(Problem to work on) Repeat the material below word for word and leave out all pictures.
___ Stored data
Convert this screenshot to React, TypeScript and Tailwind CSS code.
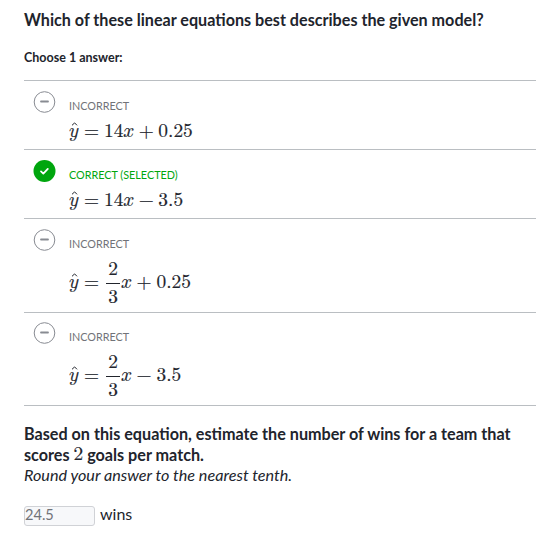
import React from "react";

const MATH = "font-['Latin_Modern_Math','Liberation_Serif',serif] text-[19.36px] leading-[24px] text-[#21242c] [-webkit-text-stroke:0.2px_#21242c]";

function YHat() {
  return (
    <span className="relative inline-block w-[10px]">
      <span className="inline-block [text-transform:math-auto]">y</span>
      <svg className="absolute left-[2px] top-[3px]" width="7" height="4" viewBox="0 0 7 4" fill="none" stroke="#21242c" strokeWidth="1">
        <path d="M1 3.3 3.6 0.9 6 3.3" />
      </svg>
    </span>
  );
}

function Equation({ fraction, op, constant }: { fraction?: boolean; op: string; constant: string }) {
  return (
    <div className={`flex items-center whitespace-nowrap ${fraction ? "h-[52px]" : "h-[24px]"} ${MATH}`}>
      <YHat />
      <span className="ml-[5px] w-[15px]">=</span>
      {fraction ? (
        <span className="ml-[7px] flex w-[14px] flex-col items-center pt-[2px]">
          <span className="h-[27px] leading-[26px]">2</span>
          <span className="h-px w-full bg-[#21242c]" />
          <span className="h-[26px] leading-[27px]">3</span>
        </span>
      ) : (
        <span className="ml-[5px]">14</span>
      )}
      <span className={`w-[11px] [text-transform:math-auto] ${fraction ? "ml-[1px]" : ""}`}>x</span>
      <span className="ml-[4.5px] w-[15px]">{op}</span>
      <span className={fraction ? "ml-[5px]" : "ml-[4.5px]"}>{constant}</span>
    </div>
  );
}

function Choice({ correct, fraction, op, constant, height }: { correct?: boolean; fraction?: boolean; op: string; constant: string; height: string }) {
  return (
    <li className={`flex border-b border-[#babec2] pl-[9px] ${height}`}>
      <svg width="23" height="23" viewBox="0 0 23 23" fill="none" className="shrink-0">
        {correct ? (
          <>
            <circle cx="11.5" cy="11" r="11" fill="#00a60e" />
            <path d="m8 11.4 2.3 2.2 4.5-4.7" stroke="white" strokeWidth="1.8" strokeLinecap="round" strokeLinejoin="round" />
          </>
        ) : (
          <>
            <circle cx="11.5" cy="11" r="10.3" stroke="#888b92" strokeWidth="1" />
            <path d="M8 10.5h7" stroke="#888b92" strokeWidth="1.8" strokeLinecap="round" />
          </>
        )}
      </svg>
      <div className="ml-[13px] pt-[7px]">
        <div className={`text-[10.8px] leading-[16px] ${correct ? "text-[#00a60e]" : "text-[#717378]"}`}>
          {correct ? "CORRECT (SELECTED)" : "INCORRECT"}
        </div>
        <div className={fraction ? "pt-[4px]" : "pt-[5px]"}>
          <Equation fraction={fraction} op={op} constant={constant} />
        </div>
      </div>
    </li>
  );
}

export default function App() {
  return (
    <main className="h-[534px] w-[536px] overflow-hidden bg-white pl-6 pt-[9px] font-['Lato',sans-serif] text-[#21242c]">
      <h1 className="whitespace-nowrap text-[16.15px] font-bold leading-[22px]">
        Which of these linear equations best describes the given model?
      </h1>
      <div className="mt-[18px] text-[12.5px] font-bold leading-[18px]">Choose 1 answer:</div>
      <ul className="mt-[13px] border-t border-[#babec2]">
        <Choice op="+" constant="0.25" height="h-[69px] pt-[10px]" />
        <Choice correct op="−" constant="3.5" height="h-[69px] pt-[10px]" />
        <Choice fraction op="+" constant="0.25" height="h-[94px] pt-[10px]" />
        <Choice fraction op="−" constant="3.5" height="h-[93px] pt-[9px]" />
      </ul>
      <div className="mt-[17px] whitespace-nowrap text-[16.18px] leading-[21px]">
        <p className="font-bold">Based on this equation, estimate the number of wins for a team that</p>
        <p className="flex h-[20px] items-center font-bold">
          <span className="whitespace-pre">scores </span>
          <span className="font-['Latin_Modern_Math','Liberation_Serif',serif] text-[19.36px] font-normal leading-[20px] [-webkit-text-stroke:0.2px_#21242c]">2</span>
          <span className="whitespace-pre"> goals per match.</span>
        </p>
        <p className="italic">Round your answer to the nearest tenth.</p>
      </div>
      <div className="mt-[20px] flex h-[21px] items-center gap-[5px] text-[16px]">
        <input
          readOnly
          value="24.5"
          className="h-5 w-[71px] rounded-[3px] border border-[#d0d2d6] bg-[#f7f8fa] p-0 pb-[2px] text-[14.6px] leading-[16px] text-[#717378] outline-none"
        />
        <span className="-mt-[3px] leading-[20px]">wins</span>
      </div>
    </main>
  );
}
______
(Output of the exercise)
Convert this screenshot to React, TypeScript and Tailwind CSS code.
import React from "react";

const MATH = "font-['Latin_Modern_Math','Liberation_Serif',serif] text-[19.36px] leading-[24px] text-[#21242c] [-webkit-text-stroke:0.2px_#21242c]";

function YHat() {
  return (
    <span className="relative inline-block w-[10px]">
      <span className="inline-block [text-transform:math-auto]">y</span>
      <svg className="absolute left-[2px] top-[3px]" width="7" height="4" viewBox="0 0 7 4" fill="none" stroke="#21242c" strokeWidth="1">
        <path d="M1 3.3 3.6 0.9 6 3.3" />
      </svg>
    </span>
  );
}

function Equation({ fraction, op, constant }: { fraction?: boolean; op: string; constant: string }) {
  return (
    <div className={`flex items-center whitespace-nowrap ${fraction ? "h-[52px]" : "h-[24px]"} ${MATH}`}>
      <YHat />
      <span className="ml-[5px] w-[15px]">=</span>
      {fraction ? (
        <span className="ml-[7px] flex w-[14px] flex-col items-center pt-[2px]">
          <span className="h-[27px] leading-[26px]">2</span>
          <span className="h-px w-full bg-[#21242c]" />
          <span className="h-[26px] leading-[27px]">3</span>
        </span>
      ) : (
        <span className="ml-[5px]">14</span>
      )}
      <span className={`w-[11px] [text-transform:math-auto] ${fraction ? "ml-[1px]" : ""}`}>x</span>
      <span className="ml-[4.5px] w-[15px]">{op}</span>
      <span className={fraction ? "ml-[5px]" : "ml-[4.5px]"}>{constant}</span>
    </div>
  );
}

function Choice({ correct, fraction, op, constant, height }: { correct?: boolean; fraction?: boolean; op: string; constant: string; height: string }) {
  return (
    <li className={`flex border-b border-[#babec2] pl-[9px] ${height}`}>
      <svg width="23" height="23" viewBox="0 0 23 23" fill="none" className="shrink-0">
        {correct ? (
          <>
            <circle cx="11.5" cy="11" r="11" fill="#00a60e" />
            <path d="m8 11.4 2.3 2.2 4.5-4.7" stroke="white" strokeWidth="1.8" strokeLinecap="round" strokeLinejoin="round" />
          </>
        ) : (
          <>
            <circle cx="11.5" cy="11" r="10.3" stroke="#888b92" strokeWidth="1" />
            <path d="M8 10.5h7" stroke="#888b92" strokeWidth="1.8" strokeLinecap="round" />
          </>
        )}
      </svg>
      <div className="ml-[13px] pt-[7px]">
        <div className={`text-[10.8px] leading-[16px] ${correct ? "text-[#00a60e]" : "text-[#717378]"}`}>
          {correct ? "CORRECT (SELECTED)" : "INCORRECT"}
        </div>
        <div className={fraction ? "pt-[4px]" : "pt-[5px]"}>
          <Equation fraction={fraction} op={op} constant={constant} />
        </div>
      </div>
    </li>
  );
}

export default function App() {
  return (
    <main className="h-[534px] w-[536px] overflow-hidden bg-white pl-6 pt-[9px] font-['Lato',sans-serif] text-[#21242c]">
      <h1 className="whitespace-nowrap text-[16.15px] font-bold leading-[22px]">
        Which of these linear equations best describes the given model?
      </h1>
      <div className="mt-[18px] text-[12.5px] font-bold leading-[18px]">Choose 1 answer:</div>
      <ul className="mt-[13px] border-t border-[#babec2]">
        <Choice op="+" constant="0.25" height="h-[69px] pt-[10px]" />
        <Choice correct op="−" constant="3.5" height="h-[69px] pt-[10px]" />
        <Choice fraction op="+" constant="0.25" height="h-[94px] pt-[10px]" />
        <Choice fraction op="−" constant="3.5" height="h-[93px] pt-[9px]" />
      </ul>
      <div className="mt-[17px] whitespace-nowrap text-[16.18px] leading-[21px]">
        <p className="font-bold">Based on this equation, estimate the number of wins for a team that</p>
        <p className="flex h-[20px] items-center font-bold">
          <span className="whitespace-pre">scores </span>
          <span className="font-['Latin_Modern_Math','Liberation_Serif',serif] text-[19.36px] font-normal leading-[20px] [-webkit-text-stroke:0.2px_#21242c]">2</span>
          <span className="whitespace-pre"> goals per match.</span>
        </p>
        <p className="italic">Round your answer to the nearest tenth.</p>
      </div>
      <div className="mt-[20px] flex h-[21px] items-center gap-[5px] text-[16px]">
        <input
          readOnly
          value="24.5"
          className="h-5 w-[71px] rounded-[3px] border border-[#d0d2d6] bg-[#f7f8fa] p-0 pb-[2px] text-[14.6px] leading-[16px] text-[#717378] outline-none"
        />
        <span className="-mt-[3px] leading-[20px]">wins</span>
      </div>
    </main>
  );
}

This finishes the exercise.